* [SET PROBLEM]: Look for the word "this" in the entries below, then copy every line that has it.

* [MATERIAL PROVIDED]:
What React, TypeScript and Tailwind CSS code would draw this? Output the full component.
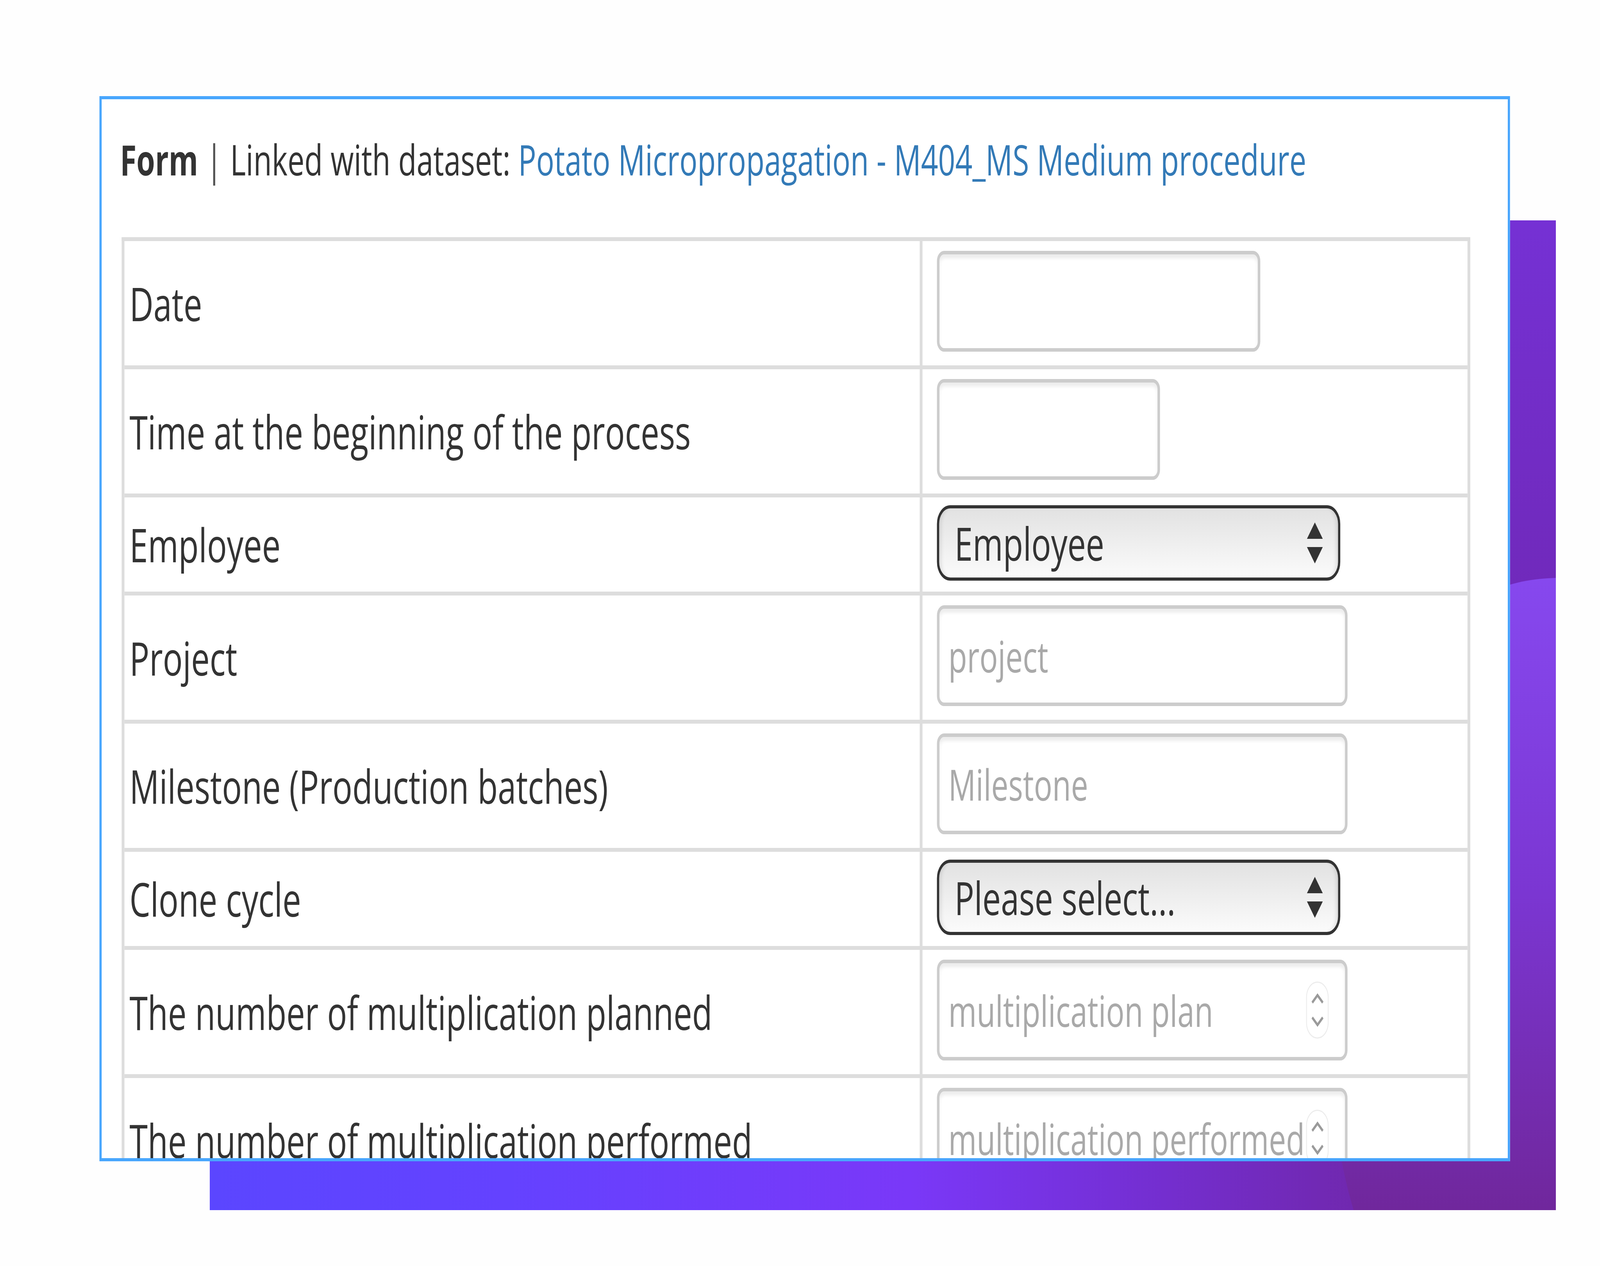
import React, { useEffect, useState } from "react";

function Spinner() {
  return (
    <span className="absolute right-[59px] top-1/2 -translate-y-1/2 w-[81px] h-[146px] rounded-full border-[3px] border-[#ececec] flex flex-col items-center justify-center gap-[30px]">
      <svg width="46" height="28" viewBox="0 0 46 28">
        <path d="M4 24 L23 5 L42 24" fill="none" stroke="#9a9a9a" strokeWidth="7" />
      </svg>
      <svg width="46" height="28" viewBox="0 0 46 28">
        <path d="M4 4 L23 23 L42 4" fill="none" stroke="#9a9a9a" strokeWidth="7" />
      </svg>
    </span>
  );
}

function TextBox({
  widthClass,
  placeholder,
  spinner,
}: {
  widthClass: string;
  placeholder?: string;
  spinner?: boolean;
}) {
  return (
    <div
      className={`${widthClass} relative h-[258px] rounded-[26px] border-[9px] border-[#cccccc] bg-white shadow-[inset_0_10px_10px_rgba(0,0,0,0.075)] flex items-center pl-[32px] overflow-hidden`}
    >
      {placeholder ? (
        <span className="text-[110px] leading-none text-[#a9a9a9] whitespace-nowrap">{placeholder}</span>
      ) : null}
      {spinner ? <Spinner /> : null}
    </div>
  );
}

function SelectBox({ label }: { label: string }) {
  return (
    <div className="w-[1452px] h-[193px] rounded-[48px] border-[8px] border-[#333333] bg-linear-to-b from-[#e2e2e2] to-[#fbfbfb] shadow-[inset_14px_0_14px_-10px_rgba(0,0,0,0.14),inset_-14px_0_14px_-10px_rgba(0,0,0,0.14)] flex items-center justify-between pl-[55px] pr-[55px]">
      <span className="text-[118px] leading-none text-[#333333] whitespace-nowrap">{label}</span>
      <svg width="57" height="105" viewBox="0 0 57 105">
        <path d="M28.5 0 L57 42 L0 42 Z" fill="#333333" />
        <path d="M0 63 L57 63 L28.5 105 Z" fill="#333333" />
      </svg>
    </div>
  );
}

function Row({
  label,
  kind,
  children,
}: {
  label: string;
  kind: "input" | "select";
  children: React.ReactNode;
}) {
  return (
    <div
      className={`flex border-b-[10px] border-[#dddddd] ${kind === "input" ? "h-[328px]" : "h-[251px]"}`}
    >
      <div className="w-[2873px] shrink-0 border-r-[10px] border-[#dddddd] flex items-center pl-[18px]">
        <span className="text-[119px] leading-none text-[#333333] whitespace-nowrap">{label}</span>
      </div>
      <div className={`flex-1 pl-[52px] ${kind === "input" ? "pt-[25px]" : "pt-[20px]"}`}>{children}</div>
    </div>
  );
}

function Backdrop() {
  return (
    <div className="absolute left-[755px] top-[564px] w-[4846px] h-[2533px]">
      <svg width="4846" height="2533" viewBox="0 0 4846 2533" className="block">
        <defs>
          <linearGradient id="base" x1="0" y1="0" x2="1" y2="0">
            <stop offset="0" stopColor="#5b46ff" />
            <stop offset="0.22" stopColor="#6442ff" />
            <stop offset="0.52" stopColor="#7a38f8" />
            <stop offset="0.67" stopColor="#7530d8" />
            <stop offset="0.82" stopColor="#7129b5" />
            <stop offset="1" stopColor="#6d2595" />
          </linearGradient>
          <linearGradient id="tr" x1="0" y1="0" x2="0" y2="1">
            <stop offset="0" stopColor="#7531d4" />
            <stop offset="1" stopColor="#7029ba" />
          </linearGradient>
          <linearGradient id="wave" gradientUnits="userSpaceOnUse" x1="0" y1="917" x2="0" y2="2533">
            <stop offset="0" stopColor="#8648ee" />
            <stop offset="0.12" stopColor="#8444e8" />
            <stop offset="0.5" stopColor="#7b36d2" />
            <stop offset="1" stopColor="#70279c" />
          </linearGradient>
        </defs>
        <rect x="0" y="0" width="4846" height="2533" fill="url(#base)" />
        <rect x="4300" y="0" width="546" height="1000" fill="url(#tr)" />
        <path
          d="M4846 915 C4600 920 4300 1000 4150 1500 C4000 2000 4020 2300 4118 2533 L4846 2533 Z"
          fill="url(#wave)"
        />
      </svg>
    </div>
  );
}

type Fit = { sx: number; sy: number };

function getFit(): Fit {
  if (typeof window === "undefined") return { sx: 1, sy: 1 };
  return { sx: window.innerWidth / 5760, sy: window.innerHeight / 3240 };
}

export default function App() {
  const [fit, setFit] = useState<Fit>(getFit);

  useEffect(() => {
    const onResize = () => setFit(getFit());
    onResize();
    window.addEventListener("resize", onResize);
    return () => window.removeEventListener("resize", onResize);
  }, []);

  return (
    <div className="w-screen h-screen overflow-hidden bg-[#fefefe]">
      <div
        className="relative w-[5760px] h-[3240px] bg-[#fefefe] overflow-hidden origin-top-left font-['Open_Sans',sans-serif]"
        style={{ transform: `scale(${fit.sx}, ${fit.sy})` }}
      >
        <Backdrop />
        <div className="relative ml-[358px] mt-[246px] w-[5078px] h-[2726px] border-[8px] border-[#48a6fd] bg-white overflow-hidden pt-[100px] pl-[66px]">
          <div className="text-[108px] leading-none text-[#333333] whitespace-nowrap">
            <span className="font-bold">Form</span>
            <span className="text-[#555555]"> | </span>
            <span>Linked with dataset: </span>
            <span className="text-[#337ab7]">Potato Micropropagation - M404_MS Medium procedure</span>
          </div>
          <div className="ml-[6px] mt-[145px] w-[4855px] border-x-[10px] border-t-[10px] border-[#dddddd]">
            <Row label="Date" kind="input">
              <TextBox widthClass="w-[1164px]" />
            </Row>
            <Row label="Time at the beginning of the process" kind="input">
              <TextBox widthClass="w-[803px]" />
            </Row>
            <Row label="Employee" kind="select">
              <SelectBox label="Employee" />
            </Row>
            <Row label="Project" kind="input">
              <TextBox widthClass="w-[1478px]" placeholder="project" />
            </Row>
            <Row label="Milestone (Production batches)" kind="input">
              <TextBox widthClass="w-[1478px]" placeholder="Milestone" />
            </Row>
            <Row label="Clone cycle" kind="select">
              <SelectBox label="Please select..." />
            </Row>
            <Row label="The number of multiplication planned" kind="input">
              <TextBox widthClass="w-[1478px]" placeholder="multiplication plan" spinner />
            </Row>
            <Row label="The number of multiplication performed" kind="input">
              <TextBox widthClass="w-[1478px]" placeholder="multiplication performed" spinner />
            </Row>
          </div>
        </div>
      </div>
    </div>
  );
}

* * *

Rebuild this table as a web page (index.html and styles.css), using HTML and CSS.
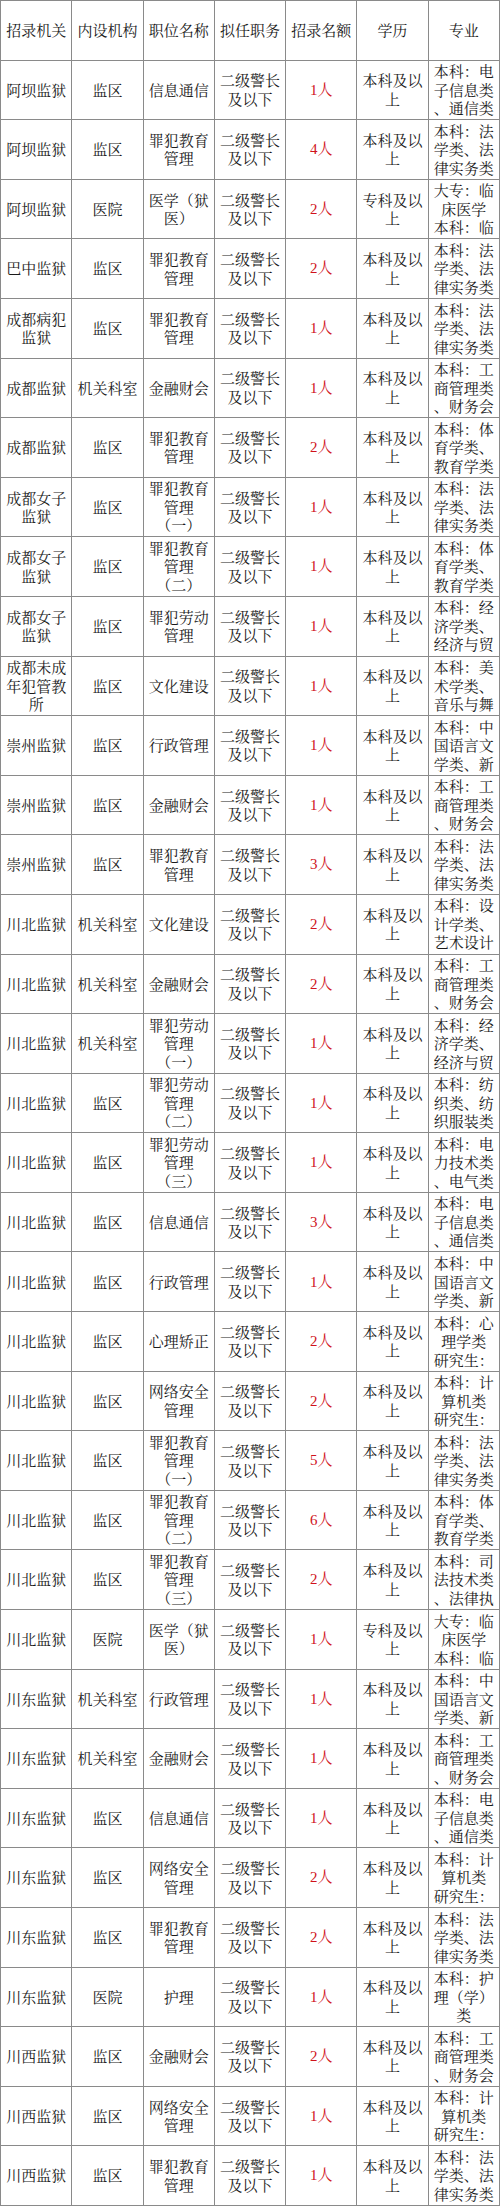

--

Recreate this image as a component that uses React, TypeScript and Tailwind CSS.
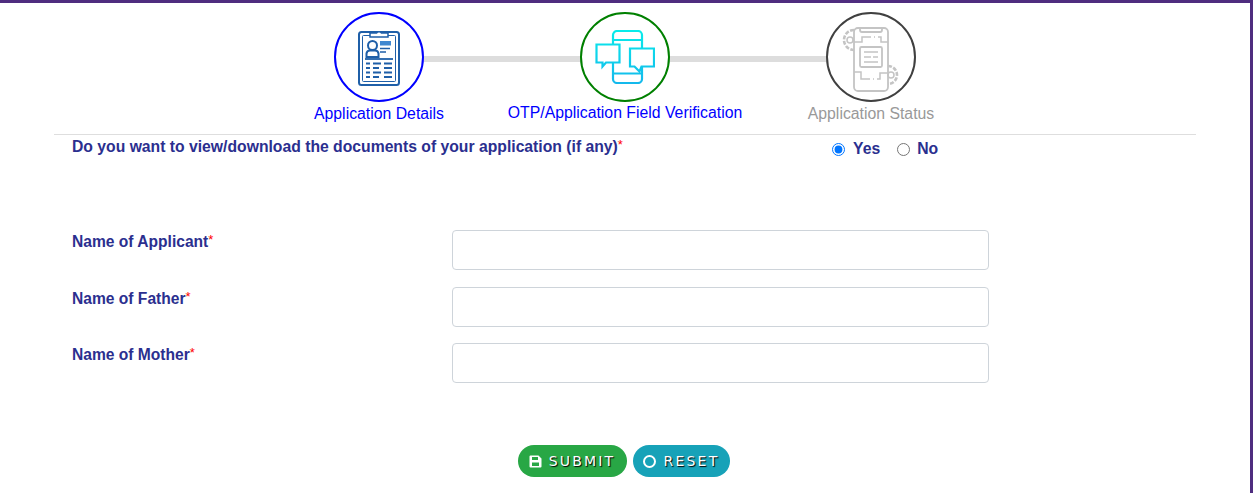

* [REPLY]:
What React, TypeScript and Tailwind CSS code would draw this? Output the full component.
Rebuild this table as a web page (index.html and styles.css), using HTML and CSS.
Recreate this image as a component that uses React, TypeScript and Tailwind CSS.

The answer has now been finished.